Archive

Quotes

I reckon being ill as one of the great pleasures of life, provided one is not too ill and is not obliged to work till one is better.

—Samuel Butler, c. 1902

Plagues are as certain as death and taxes.

—Richard Krause, 1982

If we wait for a pandemic to appear, it will be too late to prepare.

—George W. Bush, 2005

Disease is not of the body but of the place.

—Latin proverb

What timid man does not avoid contact with the sick, fearing lest he contract a disease so near?

—Ovid, c. 10

Disease generally begins that equality which death completes.

—Samuel Johnson, 1750

Men take diseases, one of another. Therefore let men take heed of their company.

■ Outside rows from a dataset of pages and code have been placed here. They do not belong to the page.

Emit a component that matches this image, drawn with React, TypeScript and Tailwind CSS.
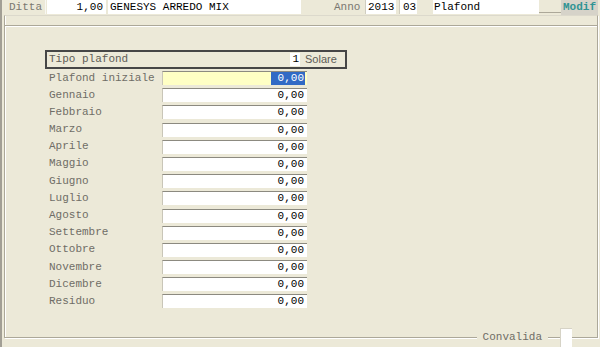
import React from "react"

const MONTHS = [
  "Gennaio",
  "Febbraio",
  "Marzo",
  "Aprile",
  "Maggio",
  "Giugno",
  "Luglio",
  "Agosto",
  "Settembre",
  "Ottobre",
  "Novembre",
  "Dicembre",
  "Residuo",
]

const mono = { fontFamily: '"Liberation Mono", "DejaVu Sans Mono", monospace' }

const Field = ({ value, yellow }: { value: string; yellow?: boolean }) => (
  <div
    className={`w-[145px] h-[14px] border-t border-l border-t-[#8c8a80] border-l-[#c9c6b8] flex items-center justify-end pr-[2px] leading-none ${
      yellow ? "bg-[#ffffc4]" : "bg-white"
    }`}
  >
    {yellow ? (
      <span className="bg-[#316ac5] text-white h-[13px] w-[34px] flex items-center justify-end pr-[1px]">{value}</span>
    ) : (
      <span className="text-black pr-[1px]">{value}</span>
    )}
  </div>
)

const Row = ({ label, value, yellow }: { label: string; value: string; yellow?: boolean }) => (
  <div className="h-[17.2px] flex items-start">
    <div className="w-[113px] h-[14px] flex items-center text-[#6f6d66] leading-none">{label}</div>
    <Field value={value} yellow={yellow} />
  </div>
)

export default function App() {
  return (
    <div
      className="w-[600px] h-[347px] bg-[#ece9d8] border-l-2 border-[#a29f95] flex flex-col overflow-hidden text-[11px]"
      style={mono}
    >
      {/* intestazione */}
      <div className="h-[15px] flex items-start leading-none shrink-0">
        <div className="ml-[6px] w-[38px] h-[14px] flex items-center pl-[1px] text-[#7a7870] border-r border-[#f8f7f2]">Ditta</div>
        <div className="ml-[1px] w-[59px] h-[14px] bg-white flex items-center justify-end pr-[3px] text-black">1,00</div>
        <div className="ml-[2px] w-[193px] h-[14px] bg-white flex items-center pl-[2px] text-black">GENESYS ARREDO MIX</div>
        <div className="ml-[33px] w-[31px] h-[14px] flex items-center text-[#7a7870]">Anno</div>
        <div className="w-[31px] h-[14px] bg-white border-l border-[#d0cdc0] flex items-center pl-[2px] text-black">2013</div>
        <div className="ml-[3px] w-[18px] h-[14px] bg-white border-l border-[#d0cdc0] flex items-center pl-[3px] text-black">03</div>
        <div className="ml-[16px] w-[106px] h-[14px] bg-white flex items-center pl-[1px] text-black">Plafond</div>
        <div className="w-[22px] h-[14px] flex items-center">
          <div className="w-full h-[1px] bg-[#aca899] mt-[10px]" />
        </div>
        <div className="w-[37px] h-[15px] bg-[#d6d3c9] flex items-center pl-[2px] font-bold text-[#2f9494]">Modif</div>
      </div>

      {/* pannello */}
      <div className="relative ml-[2px] mr-[2px] h-[323px] shrink-0 border-l border-r border-b border-[#aca899] shadow-[inset_1px_0_0_#ffffff,1px_1px_0_#ffffff] border-t border-t-[#dcd9cc]">
        <div className="h-[10px] border-b border-[#aca899] shadow-[0_1px_0_#ffffff]" />

        <div className="pl-[40px] pt-[24px]">
          <div className="w-[302px] h-[19px] border-2 border-[#464646] flex items-center pl-[2px] leading-none">
            <span className="text-[#5e5c56]">Tipo plafond</span>
            <div className="ml-auto w-[10px] h-[13px] bg-white flex items-center justify-end pr-[1px] text-black">1</div>
            <span
              className="w-[45px] pl-[5px] text-[#5e5c56] text-[11px]"
              style={{ fontFamily: '"Liberation Sans", Arial, sans-serif' }}
            >
              Solare
            </span>
          </div>

          <div className="pl-[4px] mt-[2px]">
            <Row label="Plafond iniziale" value="0,00" yellow />
            {MONTHS.map((m) => (
              <Row key={m} label={m} value="0,00" />
            ))}
          </div>
        </div>

        {/* convalida */}
        <div className="absolute right-[49px] bottom-[-7px] bg-[#ece9d8] px-[6px] h-[13px] flex items-center text-[#6f6d66] leading-none">
          Convalida
        </div>
        <div className="absolute right-[25px] bottom-[-10px] w-[12px] h-[19px] bg-white border-l border-t border-[#d6d3c6]" />
      </div>
    </div>
  )
}
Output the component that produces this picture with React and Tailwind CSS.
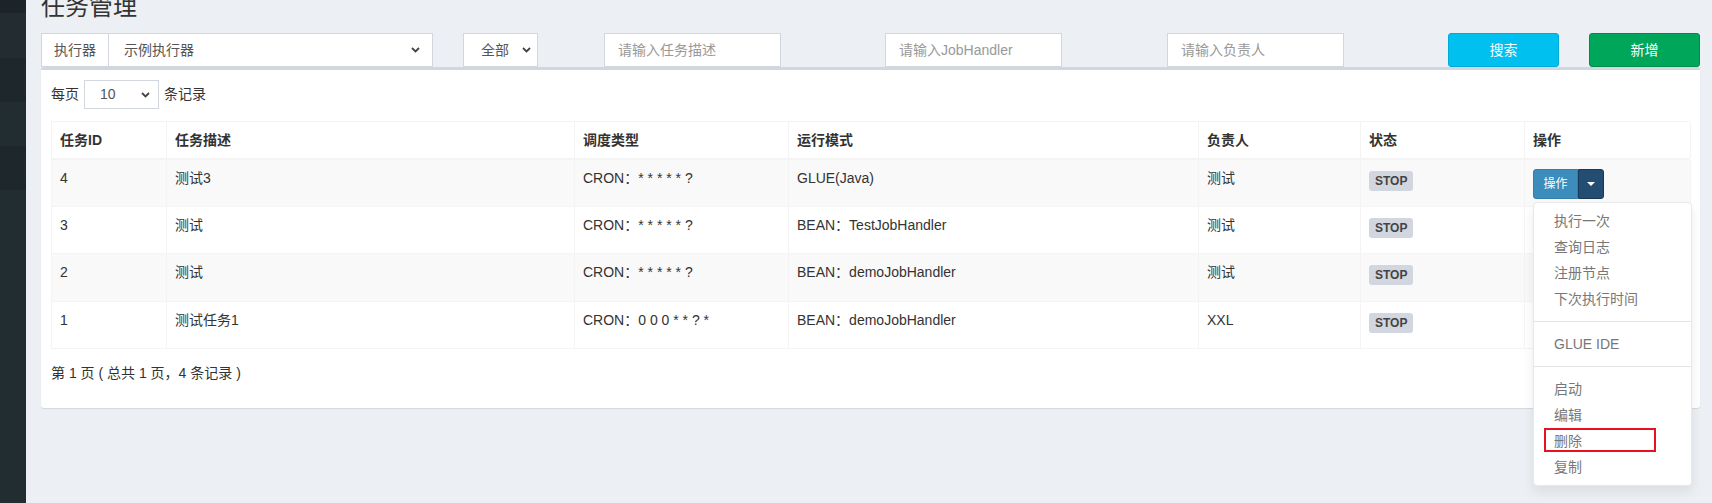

—William Shakespeare, c. 1600

Diseases are not immutable entities but dynamic social constructions that have biographies of their own.

—Robert P. Hudson, 1983

Everyone who is sick is someone else’s patient zero.

—Leslie Jamison, 2020

It is strange indeed that the more we learn about how to build health, the less healthy Americans become.

—Adelle Davis, 1951

Ours is an age which consciously pursues health, and yet only believes in the reality of sickness.

—Susan Sontag, 1963

I have learned much from disease which life could never have taught me anywhere else.

—Johann Wolfgang von Goethe, 1830

Hygienic law, like martial law, supersedes rights in crises.